In the wake of Covid 19 there is a tendency to forget the AIDS pandemic in which so many died the 1980s. Jack Holden’s play Cruise jolts that memory in a way that is heartbreakingly clear as well creatively theatrical. Director Sean Landis describes it as “a time capsule and a reminder of how much the queer community has gone through” and a tribute to “those who fought for the rights and safety we have today”.

Cruise covers four short years of that time through the eyes and experiences of one man and the many people who touched his life: friends, lovers, callers to the hotline, people who partied, people who cared. It reawakens the uncertainty, suffering and fear that spread through the queer community … and celebrates their bravery, solidarity, buoyancy, humour and love.

It’s 90 minutes of memories and a host of characters are all played by one actor. A daunting feat! But executed brilliantly in this stunning performance by Fraser Morrison. Morrison is a fit, versatile performer whose energy sustains him through the demands of Holden’s many characters and accents and Landis’s complex creative direction that has him moving constantly across a busy stage.

Morrison takes it all in his loose, elegant style. Whether waiting hesitantly at a call centre, dancing erotically in a disco, singing soulfully on a central podium, or thoughtfully considering the future with a sick friend, his vitality and magnetism pervade every moment.

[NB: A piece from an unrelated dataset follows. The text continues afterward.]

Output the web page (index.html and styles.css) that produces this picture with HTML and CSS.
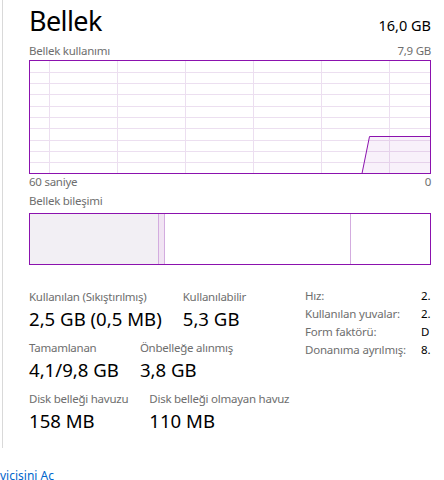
FILE: index.html
```html
<!DOCTYPE html>
<html lang="tr">
<head>
<meta charset="utf-8">
<title>Bellek</title>
<link rel="stylesheet" href="styles.css">
</head>
<body>
<div class="frame">
  <div class="header">
    <h1 class="title">Bellek</h1>
    <span class="total">16,0 GB</span>
  </div>
  <div class="caption-row caption-top">
    <span>Bellek kullanımı</span>
    <span>7,9 GB</span>
  </div>
  <svg class="graph" width="402" height="114" viewBox="0 0 402 114">
    <g stroke="#ecdff0" stroke-width="1">
      <line x1="1" x2="401" y1="12.5" y2="12.5"/>
      <line x1="1" x2="401" y1="23.5" y2="23.5"/>
      <line x1="1" x2="401" y1="34.5" y2="34.5"/>
      <line x1="1" x2="401" y1="46.5" y2="46.5"/>
      <line x1="1" x2="401" y1="57.5" y2="57.5"/>
      <line x1="1" x2="401" y1="68.5" y2="68.5"/>
      <line x1="1" x2="401" y1="80.5" y2="80.5"/>
      <line x1="1" x2="401" y1="91.5" y2="91.5"/>
      <line x1="1" x2="401" y1="102.5" y2="102.5"/>
      <line x1="20.5" x2="20.5" y1="1" y2="113"/>
      <line x1="88.5" x2="88.5" y1="1" y2="113"/>
      <line x1="156.5" x2="156.5" y1="1" y2="113"/>
      <line x1="224.5" x2="224.5" y1="1" y2="113"/>
      <line x1="292.5" x2="292.5" y1="1" y2="113"/>
      <line x1="360.5" x2="360.5" y1="1" y2="113"/>
    </g>
    <polygon points="333,113.5 340.5,76 401,76.5 401,113.5" fill="rgba(139,18,174,0.06)"/>
    <polyline points="333,113.5 340.5,76.5 401,76.5" fill="none" stroke="#8b12ae" stroke-width="1"/>
    <rect x="0.5" y="0.5" width="401" height="113" fill="none" stroke="#8b12ae" stroke-width="1"/>
  </svg>
  <div class="caption-row">
    <span>60 saniye</span>
    <span>0</span>
  </div>
  <div class="caption-row caption-comp">
    <span>Bellek bileşimi</span>
  </div>
  <div class="composition">
    <div class="seg seg-inuse"></div>
    <div class="seg seg-modified"></div>
    <div class="seg seg-standby"></div>
    <div class="seg seg-free"></div>
  </div>
  <div class="stats">
    <div class="stats-left">
      <div class="stat-row">
        <div class="stat">
          <span class="stat-label">Kullanılan (Sıkıştırılmış)</span>
          <span class="stat-value">2,5 GB (0,5 MB)</span>
        </div>
        <div class="stat">
          <span class="stat-label">Kullanılabilir</span>
          <span class="stat-value">5,3 GB</span>
        </div>
      </div>
      <div class="stat-row">
        <div class="stat">
          <span class="stat-label">Tamamlanan</span>
          <span class="stat-value">4,1/9,8 GB</span>
        </div>
        <div class="stat">
          <span class="stat-label">Önbelleğe alınmış</span>
          <span class="stat-value">3,8 GB</span>
        </div>
      </div>
      <div class="stat-row">
        <div class="stat">
          <span class="stat-label">Disk belleği havuzu</span>
          <span class="stat-value">158 MB</span>
        </div>
        <div class="stat">
          <span class="stat-label">Disk belleği olmayan havuz</span>
          <span class="stat-value">110 MB</span>
        </div>
      </div>
    </div>
    <dl class="details">
      <dt>Hız:</dt><dd>2.</dd>
      <dt>Kullanılan yuvalar:</dt><dd>2.</dd>
      <dt>Form faktörü:</dt><dd>D</dd>
      <dt>Donanıma ayrılmış:</dt><dd>8.</dd>
    </dl>
  </div>
</div>
<a class="monitor-link" href="#">vicisini Aç</a>
</body>
</html>
```
FILE: styles.css
```css
html, body {
  margin: 0;
  padding: 0;
}
body {
  width: 444px;
  height: 480px;
  overflow: hidden;
  background: #ffffff;
  font-family: "Noto Sans", "Open Sans", "DejaVu Sans", sans-serif;
  color: #000000;
}
.frame {
  box-sizing: border-box;
  height: 448px;
  margin-left: 2px;
  border-left: 1px solid #d9d9d9;
  padding: 3px 13px 0 26px;
}
.header {
  display: flex;
  justify-content: space-between;
  align-items: baseline;
}
.title {
  margin: 0;
  font-size: 27px;
  font-weight: 400;
  line-height: 36px;
  letter-spacing: -0.6px;
}
.total {
  font-size: 14.5px;
}
.caption-row {
  display: flex;
  justify-content: space-between;
  font-size: 11.5px;
  letter-spacing: -0.25px;
  line-height: 16px;
  color: #6e6e6e;
}
.caption-top {
  margin-top: 4px;
  margin-bottom: 1px;
}
.graph {
  display: block;
}
.caption-comp {
  margin-top: 3px;
  margin-bottom: 4px;
}
.composition {
  display: flex;
  height: 52px;
  box-sizing: border-box;
  border: 1px solid #8b12ae;
}
.seg-inuse {
  width: 128px;
  background: #f2eff4;
}
.seg-modified {
  width: 5px;
  background: #f1e4f3;
  border-left: 1px solid #d3acdf;
  border-right: 1px solid #d3acdf;
}
.seg-standby {
  width: 185px;
  border-right: 1px solid #d3acdf;
}
.seg-free {
  flex: 1;
}
.stats {
  display: flex;
  align-items: flex-start;
  margin-top: 22px;
}
.stats-left {
  width: 276px;
  padding-top: 2px;
}
.stat-row {
  display: flex;
  gap: 21px;
  margin-bottom: 7px;
}
.stat {
  display: flex;
  flex-direction: column;
}
.stat-label {
  font-size: 11.5px;
  letter-spacing: -0.25px;
  line-height: 16px;
  color: #6e6e6e;
  white-space: nowrap;
}
.stat-value {
  font-size: 18.6px;
  line-height: 28px;
  white-space: nowrap;
}
.details {
  display: grid;
  grid-template-columns: 116px auto;
  grid-auto-rows: 18px;
  margin: 0;
  font-size: 11.5px;
  letter-spacing: -0.2px;
  line-height: 18px;
}
.details dt {
  color: #6e6e6e;
  white-space: nowrap;
}
.details dd {
  margin: 0;
  color: #000000;
}
.monitor-link {
  display: block;
  margin-top: 20px;
  font-size: 12px;
  line-height: 16px;
  color: #0066cc;
  text-decoration: none;
}
```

He switches accents constantly in the many conversations that are Holden’s script, yet every character is clearly recognisable, not just in their accent but in the change of rhythm and tempo – and the humour that is central to so much of the script.

Morrison handles that humour with excellent timing and clever changes of delivery that are in keeping with the different characters and the times he meets up with them over the four years.

That includes the changes in maturity and personality of the central character himself, changes that Morrison introduces imperceptibly as the four years progress. Moments of anguish and fear are covered by optimism; despair is replaced by hope; bitterness by determined exuberance.

Landis keeps the pace fast, yet taut – allowing the tension and alarm of the time to pervade the action. The set, a series of different shaped platforms, allows him to move Morrison to different spaces and levels, giving the production an energy that is enhanced by lighting (Tom Hicks) and sound (Chelsea May Wheatley) that conjure the desperate vibe of the 1980s.

There is a sense of togetherness in this production, in keeping with the premise of the play, and enforced by the company’s partnership with the Bobby Goldsmith Foundation, that has provided essential services to thousands of HIV sufferers since 1984.

But it is Fraser Morrison who makes that sense of togetherness real through his affinity with Holden’s characters, his understanding of the messages that they send, and the vibrant grace and energy of his performance.